## Stated task
From the entries below, copy every line where the string "Clone" appears.

## Rows

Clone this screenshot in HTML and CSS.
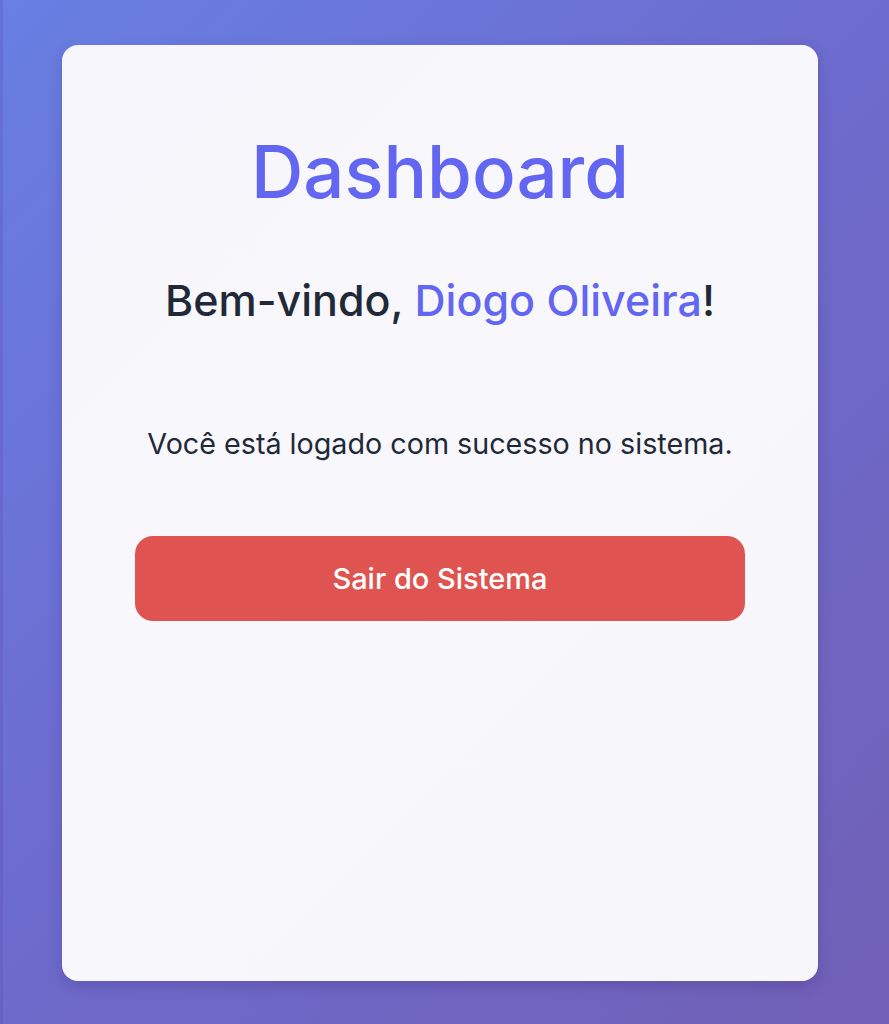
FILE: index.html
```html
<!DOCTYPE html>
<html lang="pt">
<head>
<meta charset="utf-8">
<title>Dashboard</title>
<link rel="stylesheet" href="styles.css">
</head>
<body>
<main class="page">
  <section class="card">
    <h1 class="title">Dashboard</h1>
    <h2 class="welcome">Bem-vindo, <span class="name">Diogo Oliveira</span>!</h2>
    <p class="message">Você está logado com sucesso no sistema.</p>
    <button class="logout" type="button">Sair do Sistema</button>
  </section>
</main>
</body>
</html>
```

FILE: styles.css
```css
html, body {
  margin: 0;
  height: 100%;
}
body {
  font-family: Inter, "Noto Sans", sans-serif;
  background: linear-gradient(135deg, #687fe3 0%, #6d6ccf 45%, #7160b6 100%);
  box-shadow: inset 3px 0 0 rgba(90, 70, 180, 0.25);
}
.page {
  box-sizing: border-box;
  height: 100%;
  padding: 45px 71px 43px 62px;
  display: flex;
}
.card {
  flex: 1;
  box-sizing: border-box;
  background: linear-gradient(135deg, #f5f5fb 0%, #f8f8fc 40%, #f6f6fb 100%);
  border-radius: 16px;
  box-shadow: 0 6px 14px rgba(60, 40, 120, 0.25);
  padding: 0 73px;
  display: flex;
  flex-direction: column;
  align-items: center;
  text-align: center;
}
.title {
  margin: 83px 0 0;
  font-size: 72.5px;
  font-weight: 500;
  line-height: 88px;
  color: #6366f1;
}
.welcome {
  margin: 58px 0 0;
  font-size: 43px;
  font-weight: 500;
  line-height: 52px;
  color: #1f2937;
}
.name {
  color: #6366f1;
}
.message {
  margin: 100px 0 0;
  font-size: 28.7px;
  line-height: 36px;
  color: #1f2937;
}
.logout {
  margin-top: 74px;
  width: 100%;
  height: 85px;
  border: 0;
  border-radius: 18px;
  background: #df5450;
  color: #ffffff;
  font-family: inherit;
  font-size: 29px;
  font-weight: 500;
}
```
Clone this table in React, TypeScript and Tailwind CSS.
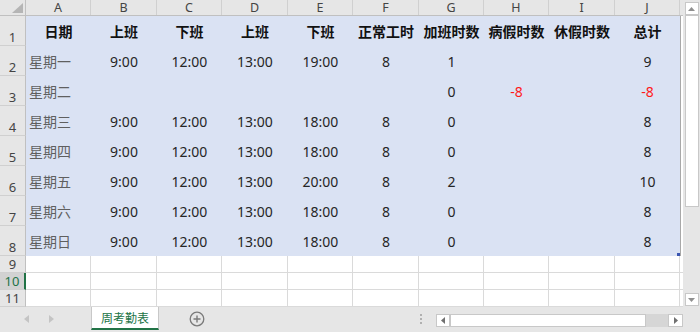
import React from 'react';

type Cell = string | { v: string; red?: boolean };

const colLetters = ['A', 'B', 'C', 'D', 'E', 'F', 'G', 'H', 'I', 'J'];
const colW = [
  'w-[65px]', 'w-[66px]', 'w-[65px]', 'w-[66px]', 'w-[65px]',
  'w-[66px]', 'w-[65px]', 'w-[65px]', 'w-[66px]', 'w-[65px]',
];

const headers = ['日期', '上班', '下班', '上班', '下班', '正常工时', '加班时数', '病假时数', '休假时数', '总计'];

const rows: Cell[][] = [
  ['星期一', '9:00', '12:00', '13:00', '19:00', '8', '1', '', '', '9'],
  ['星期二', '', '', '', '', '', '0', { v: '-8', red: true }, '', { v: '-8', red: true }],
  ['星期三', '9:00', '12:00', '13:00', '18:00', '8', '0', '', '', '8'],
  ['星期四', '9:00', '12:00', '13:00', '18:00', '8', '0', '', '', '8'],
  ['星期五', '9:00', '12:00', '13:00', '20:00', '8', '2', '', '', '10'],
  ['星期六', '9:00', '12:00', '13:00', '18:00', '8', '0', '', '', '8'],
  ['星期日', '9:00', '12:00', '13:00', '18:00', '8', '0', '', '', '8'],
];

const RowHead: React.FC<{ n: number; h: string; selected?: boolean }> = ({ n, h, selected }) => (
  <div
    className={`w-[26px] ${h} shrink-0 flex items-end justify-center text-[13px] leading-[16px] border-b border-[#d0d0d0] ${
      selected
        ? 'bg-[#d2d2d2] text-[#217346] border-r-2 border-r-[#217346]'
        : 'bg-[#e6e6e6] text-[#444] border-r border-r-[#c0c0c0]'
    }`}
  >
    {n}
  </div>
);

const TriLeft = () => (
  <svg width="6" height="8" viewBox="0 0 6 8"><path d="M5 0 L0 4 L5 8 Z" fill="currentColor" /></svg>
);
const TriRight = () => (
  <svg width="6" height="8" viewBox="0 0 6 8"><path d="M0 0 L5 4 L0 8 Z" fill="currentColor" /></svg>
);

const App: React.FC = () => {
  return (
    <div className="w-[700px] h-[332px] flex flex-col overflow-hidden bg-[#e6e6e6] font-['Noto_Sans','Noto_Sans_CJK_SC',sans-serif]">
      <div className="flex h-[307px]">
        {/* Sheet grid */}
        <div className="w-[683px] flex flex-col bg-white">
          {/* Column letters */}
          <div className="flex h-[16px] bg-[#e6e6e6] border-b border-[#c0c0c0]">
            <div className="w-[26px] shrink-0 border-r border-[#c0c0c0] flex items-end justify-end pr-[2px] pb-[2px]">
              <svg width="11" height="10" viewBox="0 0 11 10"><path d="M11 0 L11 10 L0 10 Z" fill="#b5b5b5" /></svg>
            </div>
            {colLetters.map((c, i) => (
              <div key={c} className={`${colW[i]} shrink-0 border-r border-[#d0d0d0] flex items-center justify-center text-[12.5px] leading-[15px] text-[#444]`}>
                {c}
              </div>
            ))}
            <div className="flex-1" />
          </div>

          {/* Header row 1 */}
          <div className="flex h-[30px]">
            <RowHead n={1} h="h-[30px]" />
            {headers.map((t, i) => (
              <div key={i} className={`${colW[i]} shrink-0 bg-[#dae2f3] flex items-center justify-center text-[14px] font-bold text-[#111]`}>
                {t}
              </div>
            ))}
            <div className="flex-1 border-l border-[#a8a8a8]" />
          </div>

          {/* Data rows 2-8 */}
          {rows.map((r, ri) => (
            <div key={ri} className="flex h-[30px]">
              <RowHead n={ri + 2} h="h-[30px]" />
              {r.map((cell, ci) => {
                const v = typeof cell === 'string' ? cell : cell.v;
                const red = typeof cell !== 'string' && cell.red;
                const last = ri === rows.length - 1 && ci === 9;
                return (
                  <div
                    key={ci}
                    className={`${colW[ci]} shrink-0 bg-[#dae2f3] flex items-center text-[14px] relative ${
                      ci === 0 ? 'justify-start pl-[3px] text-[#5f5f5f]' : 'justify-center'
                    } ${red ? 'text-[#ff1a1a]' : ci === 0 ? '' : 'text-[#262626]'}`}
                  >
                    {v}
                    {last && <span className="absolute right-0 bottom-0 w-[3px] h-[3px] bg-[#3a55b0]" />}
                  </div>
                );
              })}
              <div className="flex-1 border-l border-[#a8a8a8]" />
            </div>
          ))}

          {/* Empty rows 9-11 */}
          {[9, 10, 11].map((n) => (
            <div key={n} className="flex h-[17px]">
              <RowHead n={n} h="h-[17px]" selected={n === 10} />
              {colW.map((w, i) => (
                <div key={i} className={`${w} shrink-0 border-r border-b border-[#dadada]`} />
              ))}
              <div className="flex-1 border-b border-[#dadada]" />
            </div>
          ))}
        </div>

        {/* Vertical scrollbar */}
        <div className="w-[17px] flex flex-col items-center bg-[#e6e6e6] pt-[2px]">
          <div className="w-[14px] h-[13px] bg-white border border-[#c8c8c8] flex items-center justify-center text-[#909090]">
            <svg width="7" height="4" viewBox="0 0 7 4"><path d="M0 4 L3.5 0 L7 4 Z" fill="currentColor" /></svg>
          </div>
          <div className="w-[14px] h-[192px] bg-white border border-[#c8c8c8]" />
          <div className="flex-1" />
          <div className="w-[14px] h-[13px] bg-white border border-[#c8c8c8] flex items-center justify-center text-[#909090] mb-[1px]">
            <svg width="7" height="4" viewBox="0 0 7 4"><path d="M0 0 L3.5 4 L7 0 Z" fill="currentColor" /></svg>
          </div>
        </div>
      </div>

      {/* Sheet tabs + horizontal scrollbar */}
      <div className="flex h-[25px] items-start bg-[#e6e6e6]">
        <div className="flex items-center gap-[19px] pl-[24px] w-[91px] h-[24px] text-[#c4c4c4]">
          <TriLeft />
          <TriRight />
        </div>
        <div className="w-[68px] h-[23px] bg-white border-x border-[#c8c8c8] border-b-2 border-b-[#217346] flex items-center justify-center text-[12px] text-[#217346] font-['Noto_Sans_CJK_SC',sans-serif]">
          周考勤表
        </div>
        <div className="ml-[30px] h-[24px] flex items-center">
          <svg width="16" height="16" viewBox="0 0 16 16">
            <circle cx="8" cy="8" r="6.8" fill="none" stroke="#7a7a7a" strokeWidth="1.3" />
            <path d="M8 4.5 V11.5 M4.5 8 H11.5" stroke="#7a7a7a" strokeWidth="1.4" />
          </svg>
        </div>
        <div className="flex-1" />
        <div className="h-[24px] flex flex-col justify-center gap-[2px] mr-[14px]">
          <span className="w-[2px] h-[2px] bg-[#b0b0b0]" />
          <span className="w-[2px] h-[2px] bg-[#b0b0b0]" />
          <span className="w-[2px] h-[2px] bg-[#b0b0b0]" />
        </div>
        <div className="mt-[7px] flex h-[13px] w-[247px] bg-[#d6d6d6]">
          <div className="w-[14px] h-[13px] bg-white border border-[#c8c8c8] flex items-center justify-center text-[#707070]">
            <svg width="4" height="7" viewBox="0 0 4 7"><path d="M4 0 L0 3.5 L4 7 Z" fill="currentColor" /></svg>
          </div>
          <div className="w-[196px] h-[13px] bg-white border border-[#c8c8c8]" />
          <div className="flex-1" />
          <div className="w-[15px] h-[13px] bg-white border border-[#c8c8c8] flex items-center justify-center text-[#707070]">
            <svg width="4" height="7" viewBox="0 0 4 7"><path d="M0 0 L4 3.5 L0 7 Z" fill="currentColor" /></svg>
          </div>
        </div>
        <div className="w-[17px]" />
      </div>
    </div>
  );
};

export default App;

## Task output
Clone this screenshot in HTML and CSS.
Clone this table in React, TypeScript and Tailwind CSS.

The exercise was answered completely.